After graduating from high school, Tamaki devoted herself to her job for the sake of her family for a prolonged period. She now wants to do her best for each of the staffers at Sunco Industries.
When she was promoted to a divisional manager position at age 40, however, Tamaki experienced a setback. She set the bar too high and gave excessively detailed instructions, provoking antipathy from her subordinates.
Tamaki one day found no one working overtime, due to the resentment her management style had generated. She thus started washing every one’s tea cups and realized that offering instructions “in a condescending and patronizing way will not work.”
She decided to “prepare a place for learning so they will grow on their own,” and introduced her new three-pillar training principle of “following, breaking and separating.”
Under her three pillars, subordinates should follow senior staff’s ways to learn them. They are next allowed to deviate from the conventional work methods in their own fashion. If their skills reach a satisfactory level, they will work separately from higher-ups.

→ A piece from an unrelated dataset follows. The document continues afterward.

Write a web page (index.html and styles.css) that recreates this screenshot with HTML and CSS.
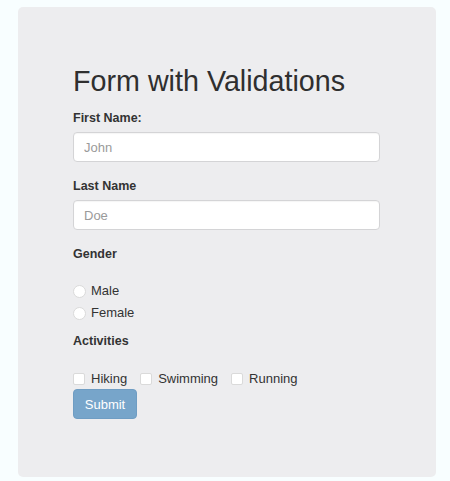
FILE: index.html
```html
<!DOCTYPE html>
<html>
<head>
<meta charset="utf-8">
<link rel="stylesheet" href="styles.css">
</head>
<body>
<div class="card">
  <form class="form">
    <h1 class="title">Form with Validations</h1>
    <label class="label">First Name:</label>
    <input class="control" type="text" placeholder="John">
    <label class="label">Last Name</label>
    <input class="control" type="text" placeholder="Doe">
    <label class="label">Gender</label>
    <div class="radios">
      <label class="opt"><input class="radio" type="radio" name="g"><span>Male</span></label>
      <label class="opt"><input class="radio" type="radio" name="g"><span>Female</span></label>
    </div>
    <label class="label">Activities</label>
    <div class="checks">
      <label class="opt"><input class="check" type="checkbox"><span>Hiking</span></label>
      <label class="opt"><input class="check" type="checkbox"><span>Swimming</span></label>
      <label class="opt"><input class="check" type="checkbox"><span>Running</span></label>
    </div>
    <button class="btn" type="button">Submit</button>
  </form>
</div>
</body>
</html>
```
FILE: styles.css
```css
html, body {
  margin: 0;
  padding: 0;
  background: #f8feff;
  font-family: "Liberation Sans", Arial, sans-serif;
  color: #333;
}
body {
  padding: 7px 0 0 18px;
  height: 481px;
  box-sizing: border-box;
}
.card {
  width: 418px;
  height: 470px;
  background: #ededef;
  border-radius: 5px;
  box-sizing: border-box;
  padding: 59px 56px 0 55px;
}
.form {
  display: flex;
  flex-direction: column;
  align-items: flex-start;
}
.title {
  margin: 0;
  font-size: 28.7px;
  font-weight: 400;
  line-height: 31px;
  color: #2f2f2f;
}
.label {
  display: block;
  font-size: 12.5px;
  font-weight: 700;
  line-height: 16px;
  margin-top: 13px;
  color: #333;
}
.control {
  margin-top: 6px;
  width: 307px;
  height: 30px;
  box-sizing: border-box;
  border: 1px solid #d4d4d6;
  border-radius: 4px;
  background: #fff;
  padding: 0 10px;
  font: 13px "Liberation Sans", Arial, sans-serif;
  color: #333;
  box-shadow: inset 0 1px 1px rgba(0,0,0,0.04);
}
.control::placeholder { color: #9a9a9a; }
.control + .label { margin-top: 16px; }
.radios {
  margin-top: 18px;
  display: flex;
  flex-direction: column;
}
.opt {
  display: flex;
  align-items: center;
  font-size: 13px;
  line-height: 22px;
  color: #333;
}
.radio, .check {
  appearance: none;
  -webkit-appearance: none;
  margin: 0 5px 0 0;
  background: #fff;
  border: 1px solid #dadada;
  box-sizing: border-box;
}
.radio {
  width: 13px;
  height: 13px;
  border-radius: 50%;
}
.radios + .label { margin-top: 9px; }
.checks {
  margin-top: 21px;
  display: flex;
  gap: 13px;
}
.checks .opt { line-height: 18px; }
.check {
  width: 12px;
  height: 12px;
  border-radius: 2px;
  margin-right: 6px;
}
.btn {
  margin-top: 1px;
  width: 64px;
  height: 30px;
  border: 1px solid #6f9dc3;
  border-radius: 4px;
  background: #77a5ca;
  color: #fff;
  font: 13px "Liberation Sans", Arial, sans-serif;
  padding: 0;
}
```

Yumi Ueshige, 36, a general affairs department member who has been working with Tamaki for 15 years, called her a “teacher in life.”
“She (Tamaki) is more than 50 years older than me, but never looked down on me due to my age,” said Ueshige. “She has never skipped in-house baseball events or farewell parties. She remembers the names of all company employees.”
Asako Muto, 43, a division manager, also gave a respectful look at Tamaki.
“She reads many books and has deep knowledge,” Muto said of Tamaki.
LITERATURE, GAMING
Last spring, Tamaki delivered a short speech for new recruits: “Reaching the destination as if ascending through a spiral staircase, the landscape will change at every step. Expectations and hopes arise for the next step. Interest arises in unknown worlds. When you arrive at your destination, you will discover your unbelievably awakened self.”
Tamaki searches through books and newspapers for wisdom to dispense to new staffer through different discourses every year. She jots down sentences in her pocket notebook if she finds phrases she likes, and has taken the Japan Kanji Aptitude Test Grade Semi-1 exam.
Repeatedly reading some writers’ complete works she purchased, Tamaki describes herself as a fan of novelists Takeshi Kaiko and Tomiko Miyao.
Tamaki said with glittering eyes that she also loves “competing with others” in card games and mah-jongg.
“I have never married but came across a great partner--my company,” Tamaki said. “I am the only myself in this universe. I will work hard to see how far I can go.”
ELDERLY WORKERS ON RISE
A growing number of elderly citizens continue working as more people are expected to live to 100 years and older.
According to the labor ministry’s report on elderly individuals’ employment, businesses with 31 or more employees were permanently employing a total of 32.34 million people as of June 1 last year. Of these, 4.09 million were aged 60 or older, up 230,000 from the previous year.
The figure has continued rising, and the latest number is 1.67 million more than that of 10 years previously.
The report also asked employers about how accommodating they are of older workers. A system has been established at 33.4 percent for those 66 or older to keep working, increasing 2.6 percentage points from a year earlier.
The ratio for small and midsize companies comprised of 31 to 300 staff members was 34 percent, up 2.6 points year-on-year, while 28.2 percent--2.9 points higher--of their larger counterparts with more than 300 workers have such a mechanism, lagging behind smaller firms.
With the revision of the law for the stable employment of elderly people, employers will be obligated to make efforts toward providing employment opportunities for individuals up to age 70, starting in April. This will lead to even more seniors continuing their professional careers.